Objective 4: Development of a metric to estimate genetic gains on an annual basis
The purpose of this objective is to develop, unbiased metrics for realized genetic gains for soybean yields that can be implemented within individual soybean breeding programs and across soybean breeding programs. Power, precision, accuracy and reliability of analytic methods will be affected by the underlying genetic architecture, as well as numbers of varieties (lines), families and environments in which the varieties are evaluated. The “stretch-goal” for the first year of this project is to evaluate power, precision, accuracy and reliability of realized genetic gains generated by four analytic methods applied to variety yields generated under ideal genetic architectures consisting of simple additive genetics. Ideal conditions will have to be simulated. Simulated data are always used to determine the performance of analytic methods under ideal conditions because it provides evidence of the best we can expect from analytic methods; the methods will perform no better when encountering real data.
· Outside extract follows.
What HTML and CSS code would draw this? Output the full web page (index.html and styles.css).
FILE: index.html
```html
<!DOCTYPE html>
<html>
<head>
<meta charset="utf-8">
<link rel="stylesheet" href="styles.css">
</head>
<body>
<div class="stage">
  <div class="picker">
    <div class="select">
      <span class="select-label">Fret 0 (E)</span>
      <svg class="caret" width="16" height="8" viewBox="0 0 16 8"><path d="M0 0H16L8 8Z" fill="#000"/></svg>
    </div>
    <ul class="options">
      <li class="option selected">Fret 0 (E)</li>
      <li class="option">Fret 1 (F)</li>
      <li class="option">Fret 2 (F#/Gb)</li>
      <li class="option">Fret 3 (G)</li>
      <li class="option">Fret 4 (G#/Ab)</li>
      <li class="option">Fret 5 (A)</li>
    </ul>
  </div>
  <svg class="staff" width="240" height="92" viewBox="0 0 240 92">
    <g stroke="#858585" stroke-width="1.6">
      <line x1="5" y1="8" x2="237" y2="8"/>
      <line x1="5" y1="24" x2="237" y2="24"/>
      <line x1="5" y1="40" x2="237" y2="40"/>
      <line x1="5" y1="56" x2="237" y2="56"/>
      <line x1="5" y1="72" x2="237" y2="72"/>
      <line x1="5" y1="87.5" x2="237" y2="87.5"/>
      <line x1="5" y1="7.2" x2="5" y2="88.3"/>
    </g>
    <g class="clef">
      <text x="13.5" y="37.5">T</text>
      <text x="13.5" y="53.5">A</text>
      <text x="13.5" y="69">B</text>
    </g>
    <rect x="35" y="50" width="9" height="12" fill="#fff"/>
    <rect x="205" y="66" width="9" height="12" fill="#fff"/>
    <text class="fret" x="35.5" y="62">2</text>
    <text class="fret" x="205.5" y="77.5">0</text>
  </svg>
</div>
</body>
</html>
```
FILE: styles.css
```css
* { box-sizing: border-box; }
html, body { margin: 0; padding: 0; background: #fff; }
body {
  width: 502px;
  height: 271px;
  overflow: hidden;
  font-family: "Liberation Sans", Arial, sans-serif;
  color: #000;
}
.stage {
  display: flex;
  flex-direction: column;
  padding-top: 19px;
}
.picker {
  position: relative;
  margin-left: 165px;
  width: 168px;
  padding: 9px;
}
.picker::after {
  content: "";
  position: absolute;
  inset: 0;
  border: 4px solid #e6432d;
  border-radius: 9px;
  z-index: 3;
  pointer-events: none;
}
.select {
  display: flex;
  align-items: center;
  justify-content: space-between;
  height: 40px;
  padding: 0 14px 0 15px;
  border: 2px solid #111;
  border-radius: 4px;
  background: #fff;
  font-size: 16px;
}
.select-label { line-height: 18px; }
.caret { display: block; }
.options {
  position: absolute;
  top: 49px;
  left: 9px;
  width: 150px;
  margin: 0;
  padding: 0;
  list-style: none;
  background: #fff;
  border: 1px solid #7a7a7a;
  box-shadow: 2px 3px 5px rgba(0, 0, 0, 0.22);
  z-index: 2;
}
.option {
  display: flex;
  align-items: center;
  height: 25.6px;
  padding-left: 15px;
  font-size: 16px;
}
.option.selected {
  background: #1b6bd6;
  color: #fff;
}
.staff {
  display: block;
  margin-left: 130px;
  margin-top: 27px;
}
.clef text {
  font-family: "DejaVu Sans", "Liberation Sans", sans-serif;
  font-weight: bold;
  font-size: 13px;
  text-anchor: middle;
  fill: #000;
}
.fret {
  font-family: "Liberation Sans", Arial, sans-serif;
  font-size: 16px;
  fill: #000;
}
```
The objective criteria will be determined for numbers of varieties (lines), families and environments that are typical at various stages of commercial variety development programs as well as for the limited resources that are typical of public soybean breeding programs. In future years we will validate these and additional methods based on the same criteria, using data from actual field trials conducted by public soybean breeders (objectives 1, 2, & 3) and by commercial soybean breeders.
Objective 4 deliverables:
• Short videos describing history and future developments of genetic gain to non-experts.
• Establish objective criteria for evaluating methods that estimate realized genetic gains.
• Deposit public, commercial and simulation, data resources with agreed upon nomenclature and format rules in a single shared file server.
• Simulation software for generating yields of potential varieties in various stages of field trials.
• Establish the potential range of field and laboratory resources that may be needed to realize RGG of 50% greater than current RGG.